Даже ласка, простая женская ласка, и та обходит мечтателей. Зато в их процессе есть какая-то зоологическая стихийная неизбежность.
Мохнатая гусеница, для которой весь мир заключался в зеленой жвачке ее мечтаний, если ее вовремя не раздавили, фатально должна была окуклиться на своем старом мочальном диване под паутиною томительно желтых стен, окуклиться, чтобы потом хоть на какой-нибудь день, но обратиться в бабочку с мертвой головой на белых крыльях. Приезд жениха был только излишней жестокостью. Он мог бы и не петь Настеньке на набережной реки Ждановки «Rosina – Ro-si-i-i-na».[4] Все равно мотыльку жизни больше дня не полагается. Судьба мотылька не в том, чтобы любить, а в том, чтобы засыхать на пыльном стекле подполья, сжав в почтовый листик свои крылышки и созерцая, и, может быть, не без высокомерия, булыжники темного петербургского двора.
Достоевский рано осудил мечтателя, потому что он его пережил, а главное, потому что мечтатель боится жизни; потому что мечтатель наивен, сентиментален и как-то размякло добр.
Но на мириаду мечтательных червей и сохлых мотыльков жизнь облюбовывает иногда и одного избранника, облюбовывает, если увидит, что это не балаганный царь мечты, а ее безумец, ее мученик. И тогда избранника этого по классической традиции до сих пор называют уже не мечтателем, а творцом, даже изящнее, поэтом, с притязательно книжным о в безударном слоге.

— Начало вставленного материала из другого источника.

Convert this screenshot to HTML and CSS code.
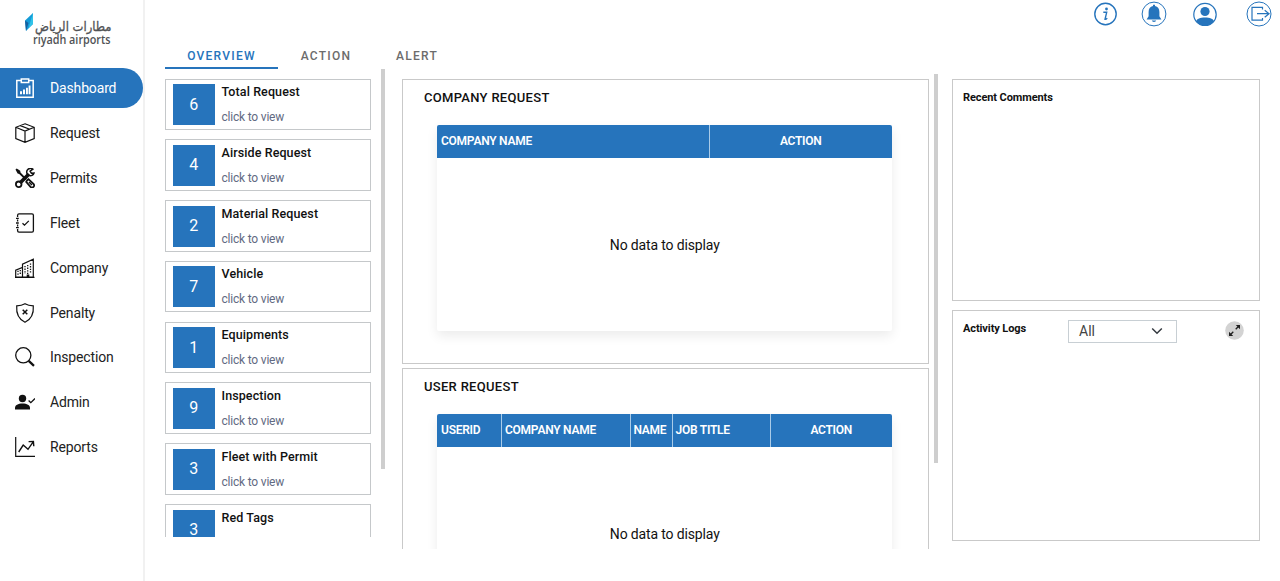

Оставляя свободно царствовать мохнатых гусениц, жизнь не знает жалости, когда в мечтательное общение с нею войдет эта печальная особь двуруких.

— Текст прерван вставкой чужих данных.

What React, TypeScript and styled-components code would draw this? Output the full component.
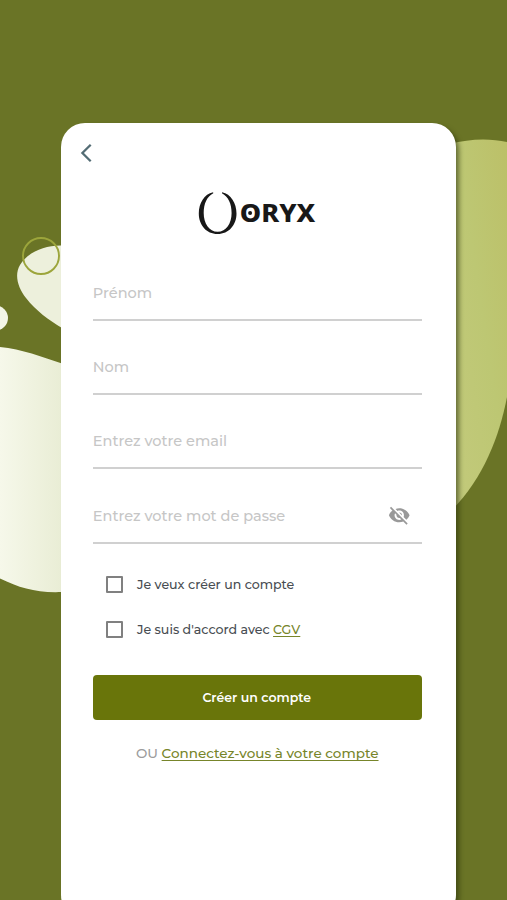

Мечтатель любит только себя, он чувствует только царя вселенной.
Поэт, напротив, беззаветно влюблен в самую жизнь. Поэту тесно в подполье и тошно, тошно от зеленой жвачки мечтателей.
Он хочет не только видеть сон, но запечатлеть его; он хочет непременно своими и притом новыми словами рассказать, пусть даже налгать людям о том, как он, поэт, и точно обладал жизнью. Высокое и святое в мечте становится в словах мечтателя пошлым и жалостно-мелким. Наоборот, алмазные слова поэта прикрывают иногда самые грязные желания, самые крохотные страстишки, самую страшную память о падении, об оскорблениях.